Matthew Parker steigt dort ein, wo Ian Fleming - wie er 1963 in einem Interview erklärte - die beste Zeit seines Lebens hatte: als Verbindungsoffizier und Rechte Hand von Admiral John Godfrey, dem obersten Chef der "British Naval Intelligence". In dieser Funktion besucht Fleming 1943 Jamaika zum ersten Mal, so steht es bei Matthew Parker. Andere Quellen nennen die Jahre 1941, 1942 und auch 1944. Fleming nimmt an einer anglo-amerikanischen Konferenz in Kingston teil und übernachtet im Haus eines alten Schulfreundes, der ebenfalls für einen Geheimdienst tätig ist.

Es fallen Stichworte, wie U-Boat (nicht Submarine) und es erscheinen Namen wie Wenner-Gren, oder Orte wie Hog Island. Man kann es einfach überlesen, oder auch selbst recherchieren, was ab 1941 im Atlantik und in der Karibik wirklich los war. Es war der Beginn der deutschen "Operation Paukenschlag", mit der man England von der Versorgung abschneiden wollte. Jedes U-Boot hatte eine Enigma an Bord, der Schwede Wenner-Gren soll zu seiner Zeit der reichste Mann der Welt gewesen sein und seine Insel Hog Island heißt heute Paradise Island (Matthew Parker deutet dies nur an). Zu alle dem findet sich immer eine Beziehung zu Ian Fleming, sofern man selbst etwas weiter recherchiert.

Ian Fleming (geboren 1908) verbrachte seine Jugendjahre in London, nur einen Steinwurf entfernt von Buckingham Palast und Hyde Park. Sein Vater war ein enger Freund von Winston Churchill. Wie in diesen Kreisen üblich, wurden die Kinder der Reichen in Internaten wie Eton erzogen. Allerdings musste Fleming wegen zahlreicher Affären öfter mal die Schule wechseln. Was ihm aber die Gelegenheit gab, andere Länder und andere Sprachen kennenzulernen, darunter auch Deutsch.

Flemings Biographie wurde von Matthew Parker perfekt recherchiert, so dass man zu verstehen beginnt, wie Fleming dazu kam, solche Romane zu schreiben, ohne darin zu verraten, was er im 2. Weltkrieg wirklich gemacht hat. Auch das hatte einen Grund.

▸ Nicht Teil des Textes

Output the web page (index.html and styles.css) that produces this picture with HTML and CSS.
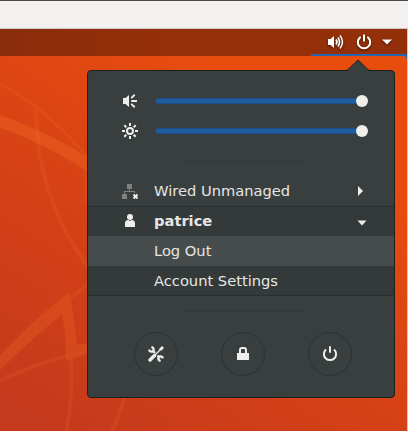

Fleming verbrachte ab 1947 jedes Jahr mindestens die ersten zwei Monate auf Jamaika. Nach dem Krieg war er in London bei der "Sunday Times" beschäftigt und konnte es sich leisten, jedes Jahr nach Jamaika in den Urlaub zu fliegen, um sich in seinem Haus (genannt "Goldeneye“) vom zerstörten und smog-verseuchten London zu erholen. Alle 12 Bond-Romane wurden dort geschrieben.  Auch der erste Kinofilm mit Sean Connery wurde 1962 auf Jamaika gedreht, ausgerechnet in dem Jahr, in dem der Kalte Krieg durch die Kubakriese eskalierte.

Irgendwann wird auch klar, warum Fleming mit keinem Wort die Enigma, oder seine Beziehungen zu Bletchley Park erwähnt. Diese Themen waren bis in die 70er Jahre tabu. Bletchley Park war im 2.Weltkrieg eine Spionagezentrale englischer Geheimdienste zur Entschlüsselung des deutschen Funkverkehrs. Dass dort die Enigma dechiffriert wurde, war auch lange nach dem Krieg noch ein Staatsgeheimnis.

Fasst man alle Informationen zusammen, lässt sich von Winston Churchill, dem U-Boot-Krieg und der Enigma über Ian Fleming und Jamaika ein lückenloser Bogen bis zu James Bond und Bob Marley schlagen. Folgt man dem Buch von Matthew Parker und recherchiert das Umfeld von Ian Fleming, entsteht vor den Augen des Lesers ein Regenbogen von einem Jahrhundert Weltgeschichte, und Jamaika liegt dabei beinahe in der Mitte.